Friday’s report showed that the personal saving rate fell from 4.5% in the fourth quarter to 3.9% in the first quarter, the lowest since the recovery began in mid-2009.

Adding to the uncertain outlook, experts weren’t sure how much the warm winter weather may have bolstered consumer spending and housing construction, which boosted GDP modestly in the first quarter.

Consumer sentiment measures have edged higher in recent months, and demand for homes is improving amid a tighter supply. But both of these key drivers are highly dependent on job and income growth — and the latest signs are mixed on whether businesses will step up hiring in coming months.

Many economists, including those at the Federal Reserve, are projecting GDP growth of about 2.5% this year. That’s better than last year’s 1.7% rate, but still a middling pace that’s unlikely to translate into strong job growth and satisfactory progress in lowering the national unemployment rate, currently at 8.2%.

Still, it isn’t likely that the latest GDP report will prompt the Fed to take further steps to stimulate the economy.

Stock markets rose moderately Friday as strong corporate earnings reports and a steady consumer confidence reading from the University of Michigan offset the weak GDP data.

The big question for the economy is whether businesses will pick up their pace of hiring.

Many of the country’s largest employers are continuing to do very well. Wal-Mart Stores Inc. had more sales, profit and stores in its last fiscal year than ever before. United Parcel Service Inc. last year recovered all of the business of shipping domestic packages lost in the recession.

And for the first time in more than half a century, General Electric Co. opened a factory in its appliance manufacturing complex in Louisville, Ky., bringing back some production from China and Mexico.

Yet for all these notable achievements, total domestic employment didn’t budge at any of these three corporations. And recent government data showed that multinational firms overall persisted in hiring more aggressively overseas than in the U.S., where companies are finding ways to employ new technologies but not more people.

UPS, for example, said its revenue for domestic package operations rose nearly 7% last year to $31.7 billion, slightly higher than sales in 2007 and 2008 before the recession slashed delivery volumes.

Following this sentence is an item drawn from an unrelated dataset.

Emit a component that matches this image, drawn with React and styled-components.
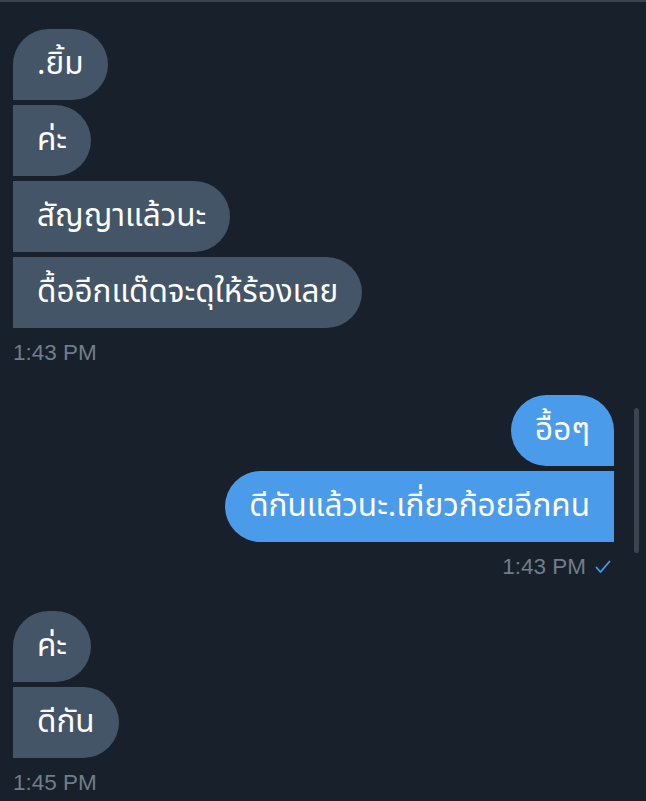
import React from "react";
import styled, { createGlobalStyle } from "styled-components";

const Global = createGlobalStyle`
  html, body { margin: 0; padding: 0; background: #18202b; }
  body { width: 646px; height: 801px; overflow: hidden; }
`;

const Screen = styled.div`
  position: relative;
  width: 646px;
  height: 801px;
  box-sizing: border-box;
  background: #18202b;
  border-top: 2px solid #3a424e;
  padding: 27px 32px 0 13px;
  display: flex;
  flex-direction: column;
`;

const Group = styled.div`
  display: flex;
  flex-direction: column;
  align-items: ${(p) => (p.$mine ? "flex-end" : "flex-start")};
  gap: 5px;
  margin-top: ${(p) => p.$top || 0}px;
`;

const radius = (mine, first) => {
  if (mine) return first ? "36px 36px 0 36px" : "36px 0 0 36px";
  return first ? "36px 36px 36px 0" : "0 36px 36px 0";
};

const Bubble = styled.div`
  box-sizing: border-box;
  height: 71px;
  padding: 0 24px;
  display: flex;
  align-items: center;
  border-radius: ${(p) => radius(p.$mine, p.$first)};
  background: ${(p) => (p.$mine ? "#4a9cea" : "#435566")};
  color: #ffffff;
  font-family: "Noto Sans Thai", "Noto Sans", "DejaVu Sans", sans-serif;
  font-size: 31.5px;
  white-space: nowrap;
`;

const Time = styled.div`
  display: flex;
  align-items: center;
  justify-content: ${(p) => (p.$mine ? "flex-end" : "flex-start")};
  gap: 9px;
  margin-top: 12px;
  padding-right: ${(p) => (p.$mine ? 3 : 0)}px;
  font-family: "Liberation Sans", Arial, sans-serif;
  font-size: 22.5px;
  line-height: 26px;
  color: #717d8a;
`;

const Scrollbar = styled.div`
  position: absolute;
  left: 634px;
  top: 406px;
  width: 5px;
  height: 145px;
  border-radius: 3px;
  background: #3b4450;
`;

const Check = () => (
  <svg width="16" height="14" viewBox="0 0 16 14" fill="none">
    <polyline points="1.5,7.5 5.5,12 14.5,1.5" stroke="#4a9cea" strokeWidth="1.8" strokeLinecap="round" strokeLinejoin="round" />
  </svg>
);

const groups = [
  { mine: false, top: 0, msgs: [".ยิ้ม", "ค่ะ", "สัญญาแล้วนะ", "ดื้ออีกแด๊ดจะดุให้ร้องเลย"], time: "1:43 PM" },
  { mine: true, top: 29, msgs: ["อื้อๆ", "ดีกันแล้วนะ.เกี่ยวก้อยอีกคน"], time: "1:43 PM" },
  { mine: false, top: 31, msgs: ["ค่ะ", "ดีกัน"], time: "1:45 PM" },
];

export default function App() {
  return (
    <>
      <Global />
      <Screen>
        {groups.map((g, i) => (
          <React.Fragment key={i}>
            <Group $mine={g.mine} $top={g.top}>
              {g.msgs.map((m, j) => (
                <Bubble key={j} $mine={g.mine} $first={j === 0}>
                  {m}
                </Bubble>
              ))}
            </Group>
            <Time $mine={g.mine}>
              <span>{g.time}</span>
              {g.mine && <Check />}
            </Time>
          </React.Fragment>
        ))}
        <Scrollbar />
      </Screen>
    </>
  );
}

But its domestic employment at the end of last year was 323,000, compared with 330,600 a year earlier and 340,000 the year before that.

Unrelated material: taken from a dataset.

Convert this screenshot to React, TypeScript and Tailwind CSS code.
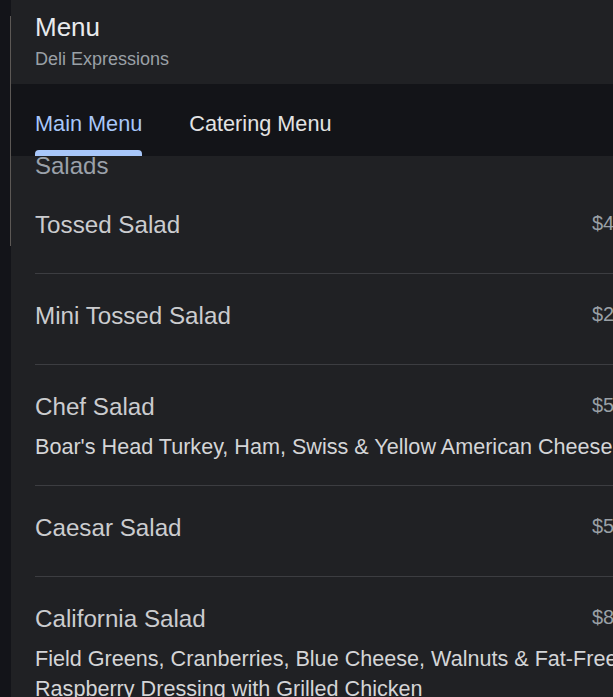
import React from "react";

type Item = { name: string; price: string; desc?: string };

const items: Item[] = [
  { name: "Tossed Salad", price: "$4.25" },
  { name: "Mini Tossed Salad", price: "$2.75" },
  {
    name: "Chef Salad",
    price: "$5.95",
    desc: "Boar's Head Turkey, Ham, Swiss & Yellow American Cheese",
  },
  { name: "Caesar Salad", price: "$5.95" },
  {
    name: "California Salad",
    price: "$8.95",
    desc: "Field Greens, Cranberries, Blue Cheese, Walnuts & Fat-Free Raspberry Dressing with Grilled Chicken",
  },
];

export default function App() {
  return (
    <div
      className="flex w-[613px] h-[697px] overflow-hidden bg-[#131418]"
      style={{ fontFamily: '"Liberation Sans", Arial, sans-serif' }}
    >
      <div className="w-[11px] shrink-0 flex flex-col bg-[#131419]">
        <div className="ml-[10px] mt-[16px] h-[230px] w-px bg-[#5c5855]" />
      </div>
      <div className="w-[655px] shrink-0 flex flex-col bg-[#202124]">
        <header className="h-[84px] shrink-0 px-[24px] pt-[11px] bg-[#202124]">
          <div className="text-[26px] leading-[32px] text-[#e8eaed]">Menu</div>
          <div className="mt-[4px] text-[18px] leading-[24px] text-[#9aa0a6]">
            Deli Expressions
          </div>
        </header>
        <nav className="h-[72px] shrink-0 bg-[#131418] px-[24px] flex gap-[47px] relative z-10">
          <div className="flex flex-col justify-end">
            <div className="text-[21.7px] leading-[28px] text-[#a8c7fa]">Main Menu</div>
            <div className="mt-[12px] h-[6px] rounded-t-[4px] bg-[#a8c7fa]" />
          </div>
          <div className="flex flex-col justify-end">
            <div className="text-[21.7px] leading-[28px] text-[#e3e3e3]">Catering Menu</div>
            <div className="mt-[12px] h-[6px]" />
          </div>
        </nav>
        <main className="flex-1 overflow-hidden px-[24px]">
          <h2 className="-mt-[6px] text-[24px] leading-[32px] text-[#9ba1aa]">Salads</h2>
          <div className="mt-[27px]">
            {items.map((it, i) => (
              <div
                key={it.name}
                className={
                  i === 0
                    ? "pb-[23px]"
                    : "pt-[26px] pb-[23px] border-t border-[#3c3d41]"
                }
              >
                <div className="flex items-start justify-between mb-[9px]">
                  <div className="text-[24.2px] leading-[32px] text-[#cbcccf]">{it.name}</div>
                  <div className="text-[20px] leading-[28px] text-[#9aa0a6]">{it.price}</div>
                </div>
                {it.desc && (
                  <div className="text-[21.6px] leading-[30px] text-[#d4d5d7]">{it.desc}</div>
                )}
              </div>
            ))}
          </div>
        </main>
      </div>
    </div>
  );
}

The company said it can deliver more packages per employee. UPS is doing away with keys for its drivers, retrofitting its fleet of trucks so a remote device can automatically unlock the truck door at each stop. Spokesman Norman Black said that added up to an average reduction in delivery time of 6.5 minutes a day per driver, which will save UPS $70 million a year.

Analysts reckon that business spending on equipment and software, which slowed in the first quarter, will accelerate in coming months.

One factor is the ongoing renaissance of manufacturing, which is capital intensive, said Neil Dutta, an economist at Bank of America Merrill Lynch. Another is the cheap financing available to businesses.

“The fact is, the borrowing cost is quite low,” Dutta said. “That makes capital more attractive relative to labor.”